Лазарь Шацкин тем временем внимательно прислушивался к моим словам, не произнося ни слова — ни за, ни против.
— Государственный капитализм? — воскликнул я. — Нет, это было бы слишком простое объяснение. Наша бюрократия отнюдь не выступает как коллективный капиталист, выжимающий из рабочих прибавочную стоимость. Пока не выступает. Несмотря на уже прорезавшуюся тягу к привилегиям, пока бюрократия работает ради развития народного хозяйства как общего достояния, в том числе, в какой-то мере и в интересах рабочего класса. Но она делает это уже независимо от рабочего класса и без его участия и контроля.

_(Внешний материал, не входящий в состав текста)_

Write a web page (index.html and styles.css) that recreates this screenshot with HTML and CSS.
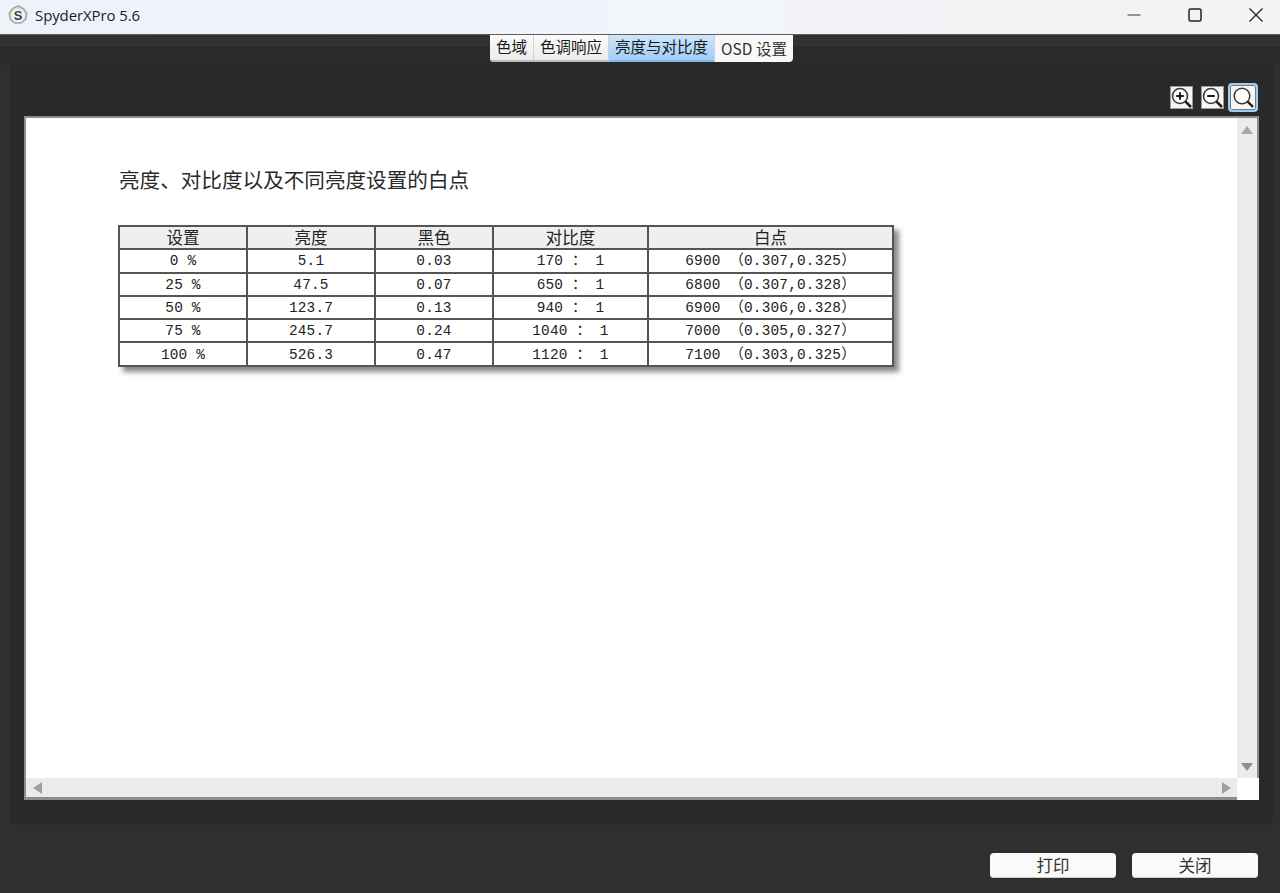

Поэтому объективным ходом вещей она уже через одно-два поколения будет поставлена в такое положение, что начнет тяготиться всяким союзом с рабочим классом, тяготиться теми ограничениями, которые не дают ей распорядиться общенародным достоянием только в своих собственных интересах. Минет еще пара поколений, и сначала в оболочке выхолощенных коммунистических догм, а потом уже и отбросив эту мешающую оболочку, она встанет на этот путь — на путь превращения общенародного достояния в свою частную собственность.